┌────────

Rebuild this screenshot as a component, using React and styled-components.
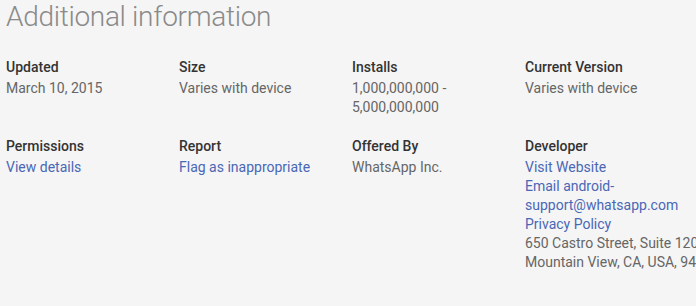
import React from 'react'
import styled, { createGlobalStyle } from 'styled-components'

const Global = createGlobalStyle`
body {
  margin: 0;
  background: #f5f5f5;
  font-family: Roboto, "Liberation Sans", Arial, sans-serif;
  overflow: hidden;
}
`

const Page = styled.div`
padding: 0 0 0 6px;
width: 720px;
`

const Title = styled.h2`
margin: 0;
font-size: 28px;
font-weight: 300;
letter-spacing: -0.3px;
line-height: 34px;
color: #8a8a8a;
`

const Grid = styled.div`
display: grid;
grid-template-columns: repeat(4, 173px);
row-gap: 20px;
margin-top: 24px;
`

const Meta = styled.div`
display: flex;
flex-direction: column;
font-size: 14px;
line-height: 19px;
padding-right: 12px;
`

const Label = styled.div`
font-weight: 500;
color: #333;
margin-bottom: 2px;
`

const Value = styled.div`
color: #666;
white-space: ${p => (p.nowrap ? 'nowrap' : 'normal')};
`

const Link = styled.a`
color: #4a67b5;
text-decoration: none;
`

const items = [
  { label: 'Updated', values: ['March 10, 2015'] },
  { label: 'Size', values: ['Varies with device'] },
  { label: 'Installs', values: ['1,000,000,000 - 5,000,000,000'] },
  { label: 'Current Version', values: ['Varies with device'] },
  { label: 'Permissions', links: ['View details'] },
  { label: 'Report', links: ['Flag as inappropriate'] },
  { label: 'Offered By', values: ['WhatsApp Inc.'] },
  {
    label: 'Developer',
    links: ['Visit Website', 'Email android-support@whatsapp.com', 'Privacy Policy'],
    address: ['650 Castro Street, Suite 120-232', 'Mountain View, CA, USA, 94041'],
  },
]

const App = () => (
  <Page>
    <Global />
    <Title>Additional information</Title>
    <Grid>
      {items.map(it => (
        <Meta key={it.label}>
          <Label>{it.label}</Label>
          {it.values && it.values.map(v => <Value key={v}>{v}</Value>)}
          {it.links && it.links.map(l => (
            <Value key={l}><Link href="#">{l}</Link></Value>
          ))}
          {it.address && it.address.map(a => <Value nowrap key={a}>{a}</Value>)}
        </Meta>
      ))}
    </Grid>
  </Page>
)

export default App
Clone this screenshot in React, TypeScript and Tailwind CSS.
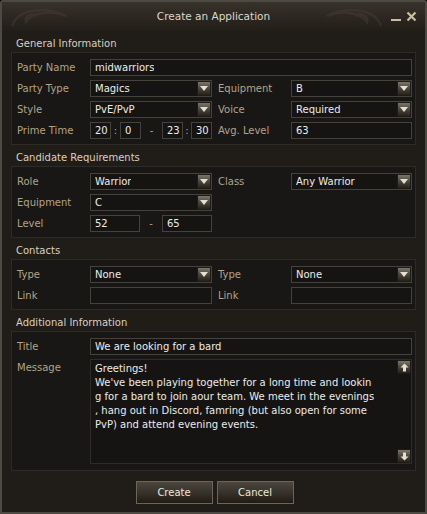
/**
 * Create an Application window
 * Game-style party recruitment form
 */

import type { ReactNode } from 'react';

const FONT = { fontFamily: '"DejaVu Sans", Verdana, sans-serif' };

function Label({ children, className = '' }: { children: ReactNode; className?: string }) {
  return (
    <div className={`flex h-[17px] items-center text-[10px] text-[#b3a386] ${className}`}>
      {children}
    </div>
  );
}

function Field({
  value = '',
  dropdown = false,
  className = '',
}: {
  value?: string;
  dropdown?: boolean;
  className?: string;
}) {
  return (
    <div
      className={`relative flex h-[17px] items-center border border-[#45423c] bg-[#151413] pl-[4px] text-[10px] text-[#ececea] ${className}`}
    >
      <span className="truncate">{value}</span>
      {dropdown && (
        <div className="absolute right-[0px] top-[0px] flex h-[15px] w-[14px] items-center justify-center border border-[#1e1b16] bg-gradient-to-b from-[#7a766c] via-[#4a463d] to-[#262219]">
          <svg width="8" height="5" viewBox="0 0 8 5">
            <path d="M0 0 H8 L4 5 Z" fill="#e4dfd2" />
          </svg>
        </div>
      )}
    </div>
  );
}

function ScrollButton({ up }: { up: boolean }) {
  return (
    <div className="flex h-[14px] w-[14px] items-center justify-center border border-[#1e1b16] bg-gradient-to-b from-[#7a766c] via-[#4a463d] to-[#262219]">
      <svg width="9" height="9" viewBox="0 0 9 9" className={up ? '' : 'rotate-180'}>
        <path d="M4.5 0.5 L8.5 4.5 H6 V8.5 H3 V4.5 H0.5 Z" fill="#e4dfd2" />
      </svg>
    </div>
  );
}

function Section({ title, children }: { title: string; children: ReactNode }) {
  return (
    <div>
      <div className="flex h-[21px] items-center pl-[5px] pt-[3px] text-[10px] text-[#d8d1c2]">
        {title}
      </div>
      <div className="border border-[#2e2b26] bg-[#181716] pb-[5px] pl-[5px] pr-[6px] pt-[6px]">
        {children}
      </div>
    </div>
  );
}

// grid: label col 73px, field 122px, gap, label 73, field 121
const row = 'grid grid-cols-[73px_122px_6px_73px_121px]';

const messageLines = [
  'Greetings!',
  "We've been playing together for a long time and lookin",
  'g for a bard to join aour team. We meet in the evenings',
  ', hang out in Discord, famring (but also open for some',
  'PvP) and attend evening events.',
];

export default function App() {
  return (
    <div className="h-[514px] w-[427px] bg-black" style={FONT}>
      <div className="relative flex h-full w-full flex-col rounded-t-[3px] border-2 border-[#4d4a44] bg-[#201c17]">
        {/* Title bar */}
        <div className="relative flex h-[29px] items-center justify-center bg-gradient-to-b from-[#37322a] to-[#221e18] text-[10.5px] text-[#dcd7cc]">
          <svg className="absolute left-[6px] top-[2px]" width="90" height="26" viewBox="0 0 90 26">
            <path
              d="M4 22 C10 4 40 2 58 12 C44 6 24 8 18 18 C16 12 24 8 30 12"
              fill="none"
              stroke="#463f35"
              strokeWidth="2.5"
              opacity="0.45"
            />
          </svg>
          <svg className="absolute right-[40px] top-[2px]" width="90" height="26" viewBox="0 0 90 26">
            <path
              d="M86 22 C80 4 50 2 32 12 C46 6 66 8 72 18 C74 12 66 8 60 12"
              fill="none"
              stroke="#463f35"
              strokeWidth="2.5"
              opacity="0.45"
            />
          </svg>
          <span className="relative">Create an Application</span>
          <div className="absolute right-[8px] top-[9px] flex items-end gap-[5px]">
            <div className="mb-[1px] h-[2px] w-[10px] bg-[#c9bea4]" />
            <svg width="11" height="11" viewBox="0 0 11 11">
              <path d="M1.5 1.5 L9.5 9.5 M9.5 1.5 L1.5 9.5" stroke="#c9bea4" strokeWidth="2.2" />
            </svg>
          </div>
        </div>

        {/* Content */}
        <div className="flex flex-col px-[9px]">
          <Section title="General Information">
            <div className="flex flex-col gap-[4px]">
              <div className="grid grid-cols-[73px_322px]">
                <Label>Party Name</Label>
                <Field value="midwarriors" />
              </div>
              <div className={row}>
                <Label>Party Type</Label>
                <Field value="Magics" dropdown />
                <div />
                <Label>Equipment</Label>
                <Field value="B" dropdown />
              </div>
              <div className={row}>
                <Label>Style</Label>
                <Field value="PvE/PvP" dropdown />
                <div />
                <Label>Voice</Label>
                <Field value="Required" dropdown />
              </div>
              <div className={row}>
                <Label>Prime Time</Label>
                <div className="flex items-center text-[10px] text-[#b3a386]">
                  <Field value="20" className="w-[21px] pl-[3px]" />
                  <span className="w-[9px] text-center">:</span>
                  <Field value="0" className="w-[21px] pl-[3px]" />
                  <span className="w-[21px] text-center">-</span>
                  <Field value="23" className="w-[21px] pl-[3px]" />
                  <span className="w-[8px] text-center">:</span>
                  <Field value="30" className="w-[21px] pl-[3px]" />
                </div>
                <div />
                <Label>Avg. Level</Label>
                <Field value="63" />
              </div>
            </div>
          </Section>

          <Section title="Candidate Requirements">
            <div className="flex flex-col gap-[4px]">
              <div className={row}>
                <Label>Role</Label>
                <Field value="Warrior" dropdown />
                <div />
                <Label>Class</Label>
                <Field value="Any Warrior" dropdown />
              </div>
              <div className={row}>
                <Label>Equipment</Label>
                <Field value="C" dropdown />
              </div>
              <div className={row}>
                <Label>Level</Label>
                <div className="flex items-center text-[10px] text-[#b3a386]">
                  <Field value="52" className="w-[50px]" />
                  <span className="w-[22px] text-center">-</span>
                  <Field value="65" className="w-[50px]" />
                </div>
              </div>
            </div>
          </Section>

          <Section title="Contacts">
            <div className="flex flex-col gap-[4px]">
              <div className={row}>
                <Label>Type</Label>
                <Field value="None" dropdown />
                <div />
                <Label>Type</Label>
                <Field value="None" dropdown />
              </div>
              <div className={row}>
                <Label>Link</Label>
                <Field />
                <div />
                <Label>Link</Label>
                <Field />
              </div>
            </div>
          </Section>

          <Section title="Additional Information">
            <div className="flex flex-col gap-[4px] pb-[1px]">
              <div className="grid grid-cols-[73px_322px]">
                <Label>Title</Label>
                <Field value="We are looking for a bard" />
              </div>
              <div className="grid grid-cols-[73px_322px]">
                <Label>Message</Label>
                <div className="relative h-[105px] border border-[#2f2c28] bg-[#151413] pl-[4px] pt-[2px] text-[10px] leading-[14px] text-[#ececea]">
                  {messageLines.map((line, i) => (
                    <div key={i} className="whitespace-pre">
                      {line}
                    </div>
                  ))}
                  <div className="absolute right-[0px] top-[0px]">
                    <ScrollButton up />
                  </div>
                  <div className="absolute bottom-[0px] right-[0px]">
                    <ScrollButton up={false} />
                  </div>
                </div>
              </div>
            </div>
          </Section>

          {/* Action Buttons */}
          <div className="mt-[10px] flex justify-center gap-[4px] pl-[2px]">
            <button className="h-[23px] w-[77px] border border-[#6b6657] bg-gradient-to-b from-[#4b473d] via-[#37332b] to-[#201c15] text-[10px] text-[#ece8de]">
              Create
            </button>
            <button className="h-[23px] w-[77px] border border-[#6b6657] bg-gradient-to-b from-[#4b473d] via-[#37332b] to-[#201c15] text-[10px] text-[#ece8de]">
              Cancel
            </button>
          </div>
        </div>
      </div>
    </div>
  );
}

└────────

Tally the lines of the records holding the word "screenshot", then give only the resulting number.

Result →
2